Marica S. Tacconi, Professor of Musicology and Associate Director, School of Music
“‘Entering’ the Sacred Page: The Medici and the Service Books of the Florentine Cathedral.”



Wednesday,  November 9, from 3:30-4:30 in Burrowes 463

Charlotte Eubanks, Associate Professor of Comparative Literature, Japanese & Asian Studies and Director of Graduate Studies, Comparative Literature

“Playing Dice for Paradise: The Print Culture of Buddhist Board Games.”

Christian Brady, on Ruth and Boaz in the Targum

Christian Brady, Dean of Schreyer Honors College; Associate Professor of Classics and Ancient Mediterranean Studies, and Jewish Studies, will present a paper entitled

“The Transformation of Ruth and Boaz in Targum Ruth”

on Tuesday, Dec 9, at 3:45 pm in 130 Moore

Coffee and cookies will be served!

Targum is a unique genre, offering a verbatim Aramaic rendering of the Hebrew biblical text, while weaving into it additional details and context that transforms the text often in significant ways.

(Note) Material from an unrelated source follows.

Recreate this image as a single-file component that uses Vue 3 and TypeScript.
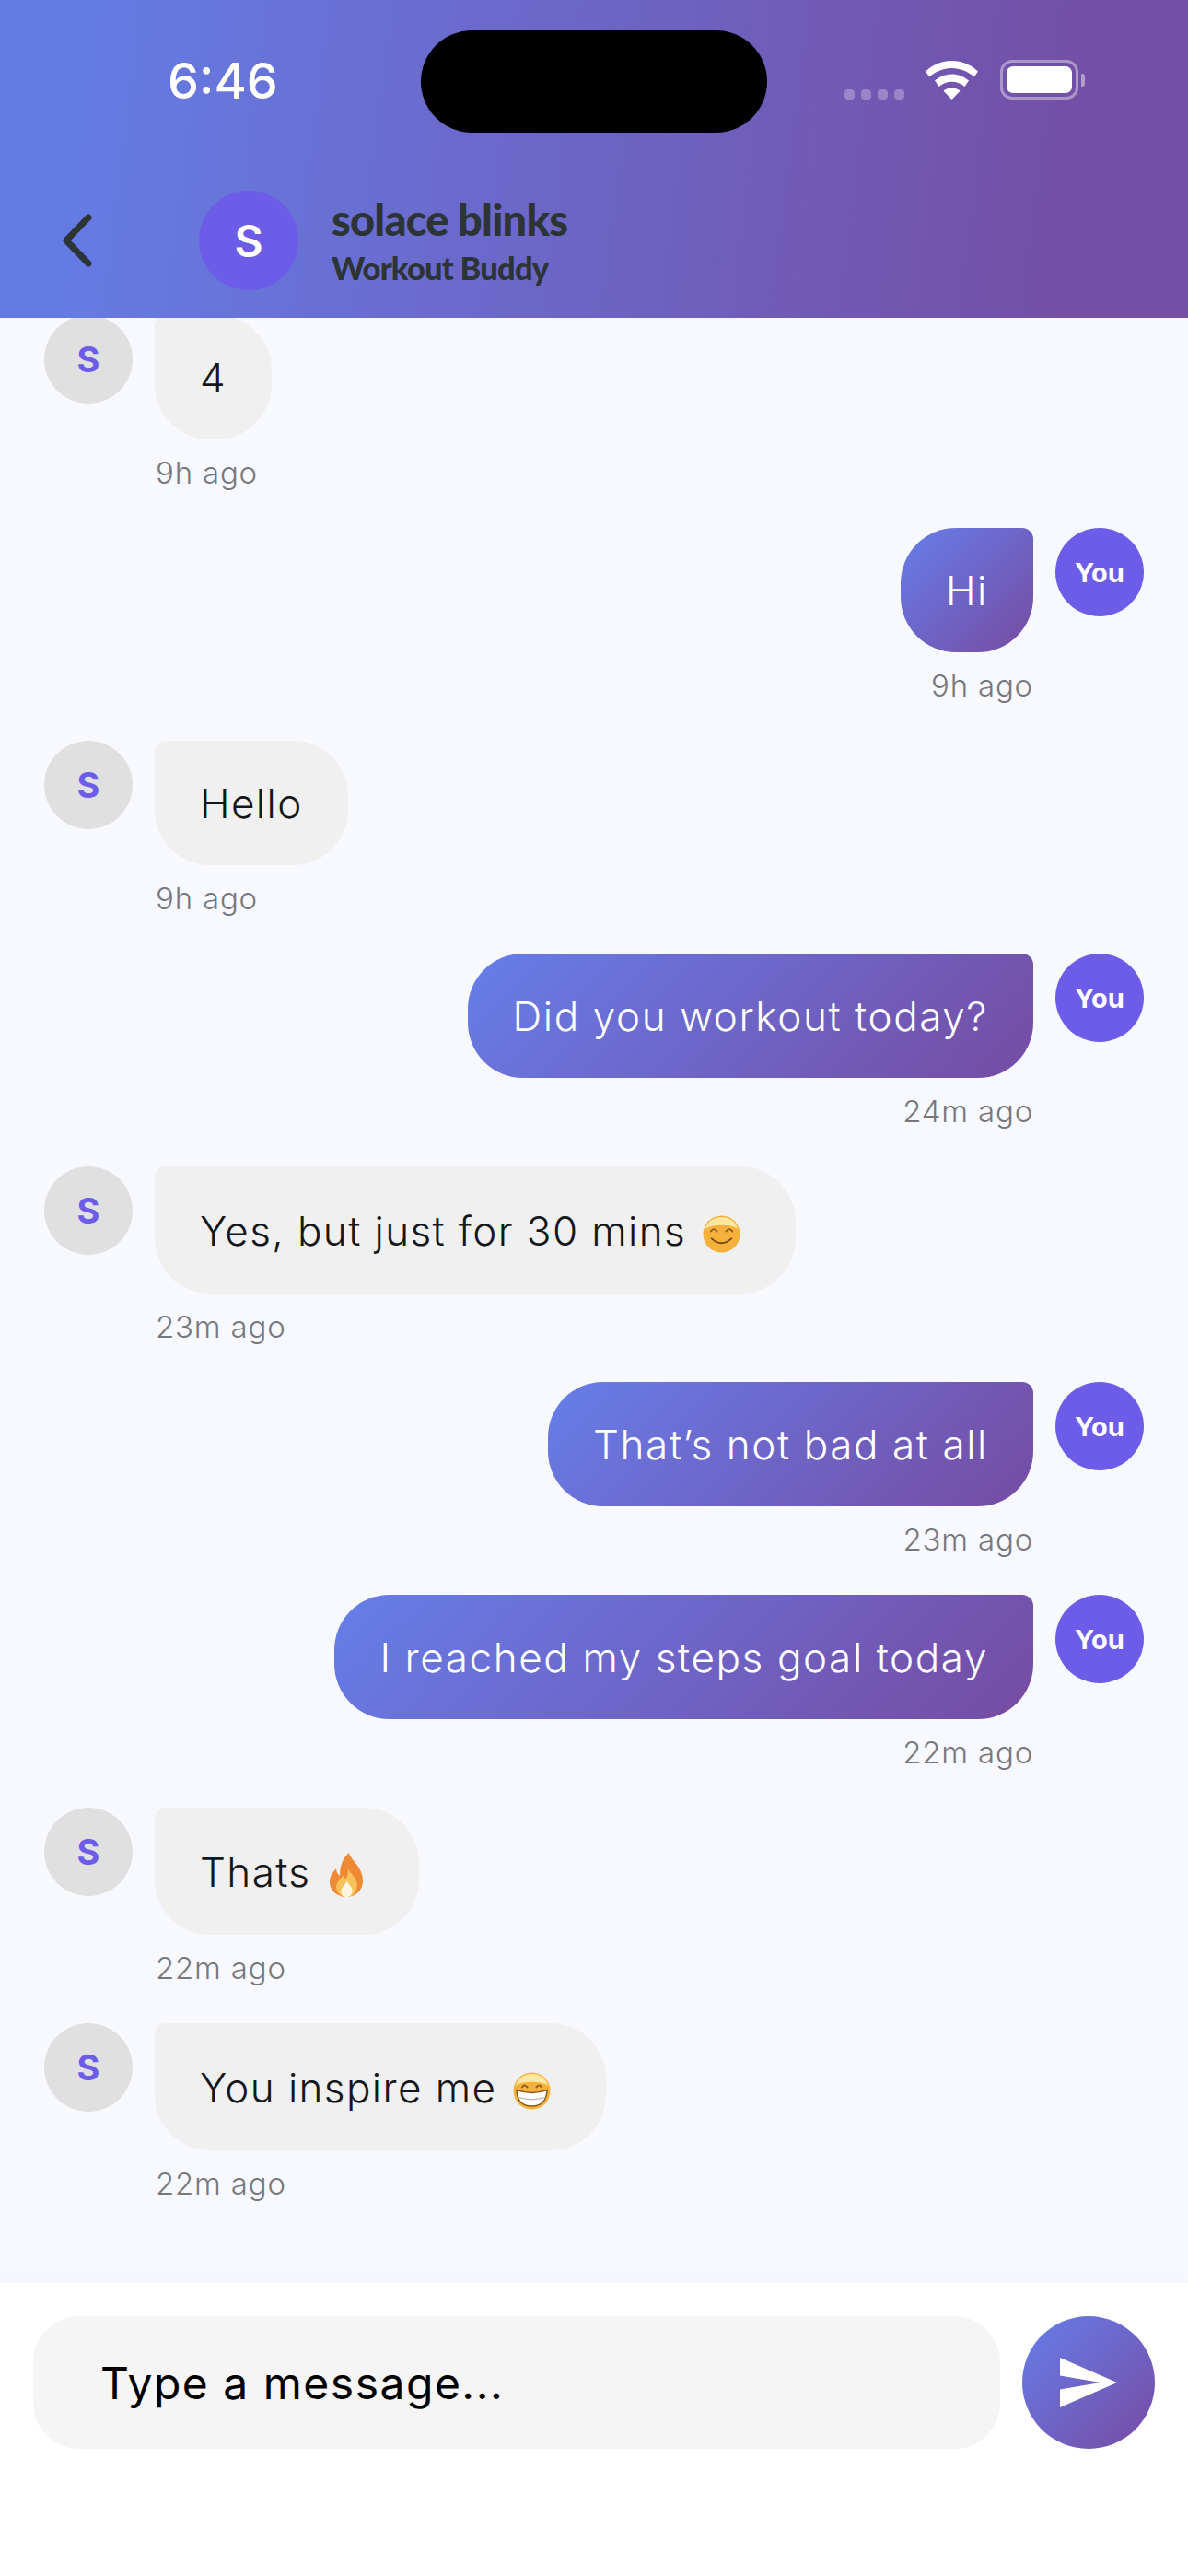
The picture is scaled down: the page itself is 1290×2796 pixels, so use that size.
<script setup lang="ts">
interface Message {
  id: number
  mine: boolean
  text: string
  time: string
  emoji?: 'smile' | 'fire' | 'grin'
}

const messages: Message[] = [
  { id: 1, mine: false, text: '4', time: '9h ago' },
  { id: 2, mine: true, text: 'Hi', time: '9h ago' },
  { id: 3, mine: false, text: 'Hello', time: '9h ago' },
  { id: 4, mine: true, text: 'Did you workout today?', time: '24m ago' },
  { id: 5, mine: false, text: 'Yes, but just for 30 mins', time: '23m ago', emoji: 'smile' },
  { id: 6, mine: true, text: 'That’s not bad at all', time: '23m ago' },
  { id: 7, mine: true, text: 'I reached my steps goal today', time: '22m ago' },
  { id: 8, mine: false, text: 'Thats', time: '22m ago', emoji: 'fire' },
  { id: 9, mine: false, text: 'You inspire me', time: '22m ago', emoji: 'grin' }
]
</script>

<template>
  <div class="screen">
    <header class="header">
      <div class="status">
        <span class="clock">6:46</span>
        <div class="island"></div>
        <div class="status-icons">
          <div class="signal"><i></i><i></i><i></i><i></i></div>
          <svg class="wifi" width="57" height="42" viewBox="0 0 57 42">
            <path d="M28.500 0C17.500 0 7.800 4.200 0 11.500L4.200 17.500C11 11.500 19.300 8 28.500 8S46 11.500 52.800 17.500L57 11.500C49.200 4.200 39.500 0 28.500 0Z" fill="#fff" />
            <path d="M28.500 14.500C21.800 14.500 15.500 17 10 21.500L14.500 28C18.500 24.800 23.300 22.800 28.500 22.800S38.500 24.800 42.500 28L47 21.500C41.500 17 35.200 14.500 28.500 14.500Z" fill="#fff" />
            <path d="M28.500 29.500C25 29.500 22 30.600 19.500 32.800L28.500 42L37.500 32.800C35 30.600 32 29.500 28.500 29.500Z" fill="#fff" />
          </svg>
          <div class="battery"><div class="battery-fill"></div></div>
          <div class="battery-nub"></div>
        </div>
      </div>
      <div class="nav">
        <svg class="back" width="32" height="58" viewBox="0 0 32 58">
          <path d="M28 4L4 29L28 54" fill="none" stroke="#2d3436" stroke-width="7" stroke-linecap="round" stroke-linejoin="round" />
        </svg>
        <div class="nav-avatar">S</div>
        <div class="nav-text">
          <div class="nav-name">solace blinks</div>
          <div class="nav-role">Workout Buddy</div>
        </div>
      </div>
    </header>

    <main class="chat">
      <div v-for="m in messages" :key="m.id" class="row" :class="{ mine: m.mine }">
        <div class="avatar">{{ m.mine ? 'You' : 'S' }}</div>
        <div class="body">
          <div class="bubble" :class="{ 'with-emoji': m.emoji }">
            <span>{{ m.text }}</span>
            <svg v-if="m.emoji === 'smile'" class="emoji" viewBox="0 0 42 42">
              <circle cx="21" cy="21" r="20.500" fill="#f6b13d" />
              <path d="M3 15C6 6 13 2 21 2s15 4 18 13c-5-3-11-4-18-4S8 12 3 15Z" fill="#fde8a0" />
              <path d="M9 18q3.500-5 7 0M26 18q3.500-5 7 0" fill="none" stroke="#8a5a1c" stroke-width="1.800" stroke-linecap="round" />
              <path d="M10 26q11 10 22 0" fill="none" stroke="#7a4a18" stroke-width="2" stroke-linecap="round" />
            </svg>
            <svg v-else-if="m.emoji === 'fire'" class="emoji fire" viewBox="0 0 36 56" preserveAspectRatio="none">
              <path d="M20 0C23 10 35 18 35 36C35 48 27 56 18 56C8 56 0 48 0 37C0 30 3 24 7 20C7 25 9 28 11 29C10 18 14 7 20 0Z" fill="#ee8a35" />
              <path d="M19 18C20 26 29 31 29 41C29 50 24 56 18 56C11 56 7 50 7 43C7 36 12 34 14 29C16 31 17 33 17 34C19 29 20 24 19 18Z" fill="#f9c25a" />
              <path d="M18 36C20 41 24 43 24 48C24 53 21 56 18 56C14 56 12 53 12 49C12 44 16 42 18 36Z" fill="#fff6e0" />
            </svg>
            <svg v-else-if="m.emoji === 'grin'" class="emoji" viewBox="0 0 42 42">
              <circle cx="21" cy="21" r="20.500" fill="#f6b13d" />
              <path d="M3 15C6 6 13 2 21 2s15 4 18 13c-5-3-11-4-18-4S8 12 3 15Z" fill="#fde8a0" />
              <path d="M10 17q3-4.500 6 0M26 17q3-4.500 6 0" fill="none" stroke="#8a5a1c" stroke-width="1.800" stroke-linecap="round" />
              <path d="M4 20q17 6 34 0q-1 18-17 18T4 20Z" fill="#fff" stroke="#8a5a1c" stroke-width="1.500" />
              <path d="M6 28q15 5 30 0" fill="none" stroke="#b9b9b9" stroke-width="1.500" />
            </svg>
          </div>
          <div class="time">{{ m.time }}</div>
        </div>
      </div>
    </main>

    <footer class="composer">
      <input class="input" type="text" placeholder="Type a message..." />
      <button class="send" type="button" aria-label="Send">
        <svg width="62" height="54" viewBox="0 0 62 54">
          <path d="M0 0L62 27L0 54V34.500L44 27L0 19.500Z" fill="#fff" />
        </svg>
      </button>
    </footer>
  </div>
</template>

<style>
html,
body {
  margin: 0;
  background: #fff;
}
</style>

<style scoped>
.screen {
  width: 1290px;
  height: 2796px;
  display: flex;
  flex-direction: column;
  overflow: hidden;
  background: #f8f9ff;
  font-family: Inter, "Liberation Sans", sans-serif;
}
.header {
  position: relative;
  z-index: 1;
  height: 345px;
  box-sizing: border-box;
  padding-top: 33px;
  flex-shrink: 0;
  background: linear-gradient(97deg, #657be4 8%, #744fa5 90%);
}
.status {
  display: flex;
  align-items: center;
  height: 111px;
}
.clock {
  width: 275px;
  margin-left: 182px;
  font-size: 54px;
  font-weight: 500;
  color: #fff;
  margin-top: -2px;
}
.island {
  width: 376px;
  height: 111px;
  border-radius: 56px;
  background: #000;
}
.status-icons {
  display: flex;
  align-items: flex-end;
  margin-left: 84px;
  margin-top: -4px;
  height: 42px;
}
.signal {
  display: flex;
  gap: 7px;
  margin-right: 23px;
}
.signal i {
  width: 11px;
  height: 11px;
  border-radius: 4px;
  background: rgba(255, 255, 255, 0.28);
}
.battery {
  width: 85px;
  height: 43px;
  box-sizing: border-box;
  margin-left: 24px;
  padding: 4px;
  border: 3px solid rgba(255, 255, 255, 0.4);
  border-radius: 13px;
}
.battery-fill {
  height: 100%;
  border-radius: 7px;
  background: #fff;
}
.battery-nub {
  width: 4px;
  height: 14px;
  margin: 0 0 14px 3px;
  border-radius: 0 3px 3px 0;
  background: rgba(255, 255, 255, 0.45);
}
.nav {
  display: flex;
  align-items: center;
  margin-top: 63px;
  padding-left: 68px;
}
.back {
  margin-right: 116px;
}
.nav-avatar {
  width: 108px;
  height: 108px;
  border-radius: 50%;
  display: flex;
  align-items: center;
  justify-content: center;
  margin-right: 36px;
  background: #6c5ce7;
  color: #fff;
  font-size: 48px;
  font-weight: 600;
}
.nav-text {
  font-family: Lato, "Open Sans", sans-serif;
  font-weight: 900;
  color: #2d3436;
  padding-top: 3px;
}
.nav-name {
  font-size: 47px;
  line-height: 50px;
  letter-spacing: -0.800px;
}
.nav-role {
  margin-top: 6px;
  font-size: 34.500px;
  line-height: 44px;
  letter-spacing: -0.800px;
}
.chat {
  flex: 1;
  min-height: 0;
  display: flex;
  flex-direction: column;
  justify-content: flex-end;
  gap: 40px;
  overflow: hidden;
  padding: 0 48px 88px;
}
.row {
  display: flex;
  flex-shrink: 0;
  align-items: flex-start;
  gap: 24px;
}
.row.mine {
  flex-direction: row-reverse;
}
.avatar {
  width: 96px;
  height: 96px;
  flex-shrink: 0;
  border-radius: 50%;
  display: flex;
  align-items: center;
  justify-content: center;
  background: #e0e0e0;
  color: #6c5ce7;
  font-size: 38px;
  font-weight: 700;
}
.mine .avatar {
  background: #6c5ce7;
  color: #fff;
  font-size: 29px;
}
.body {
  display: flex;
  flex-direction: column;
  align-items: flex-start;
}
.mine .body {
  align-items: flex-end;
}
.bubble {
  display: flex;
  align-items: center;
  padding: 37px 49px 35px;
  font-size: 44px;
  font-weight: 350;
  letter-spacing: 1.400px;
  line-height: 63px;
  color: #15161a;
  background: #f0f0f0;
  border-radius: 12px 60px 60px 60px;
}
.with-emoji {
  line-height: 66px;
  padding-right: 60px;
}
.mine .bubble {
  color: #fff;
  font-weight: 300;
  letter-spacing: 1.600px;
  background: linear-gradient(135deg, #667eea 0%, #764ba2 100%);
  border-radius: 60px 12px 60px 60px;
}
.emoji {
  width: 41px;
  height: 41px;
  margin-left: 18px;
  margin-top: 6px;
}
.fire {
  width: 37px;
  height: 48px;
  margin-left: 21px;
}
.time {
  margin: 16px 0 0 1px;
  font-size: 33px;
  line-height: 40px;
  font-weight: 300;
  letter-spacing: 0.800px;
  color: #77787e;
}
.composer {
  flex-shrink: 0;
  height: 318px;
  box-sizing: border-box;
  display: flex;
  align-items: flex-start;
  gap: 24px;
  padding: 36px 36px 0;
  background: #fff;
  box-shadow: 0 -4px 24px rgba(0, 0, 0, 0.03);
}
.input {
  flex: 1;
  height: 144px;
  box-sizing: border-box;
  padding: 0 73px;
  border: 0;
  outline: 0;
  border-radius: 50px;
  background: #f5f5f5;
  font-family: Inter, sans-serif;
  font-size: 48px;
  letter-spacing: 1.500px;
  color: #000;
}
.input::placeholder {
  color: #000;
  opacity: 1;
}
.send {
  width: 144px;
  height: 144px;
  flex-shrink: 0;
  padding: 0;
  border: 0;
  border-radius: 50%;
  display: flex;
  align-items: center;
  justify-content: center;
  background: linear-gradient(135deg, #667eea 0%, #764ba2 100%);
}
</style>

This paper will consider how the Targum of Ruth transformed the figures of Ruth and Boaz into paragons of rabbinic excellence.



Michael Legaspi: The Problem with Knowledge


Michael Legaspi, Associate Professor of Classics and Ancient Mediterranean Studies, and Jewish Studies, will be presenting a paper entitled

“The Problem with Knowledge: Perspectives from Classical and Biblical Traditions”

on Tuesday, October 20, 2015 at 3:30 pm in 102 Weaver. Coffee and cookies will be served!

Modern attitudes toward knowledge have been shaped in crucial ways by the Scientific Revolution and the Enlightenment. We tend to view knowledge as indispensable, the pursuit of knowledge as something natural and noble. Yet many foundational texts in Western culture present knowledge as a dangerous and problematic attainment. They prompt us to consider its limits and ambiguities and to ask whether certain forms of knowledge may actually be obstacles to human flourishing, hindrances in the pursuit of another ancient ideal: wisdom.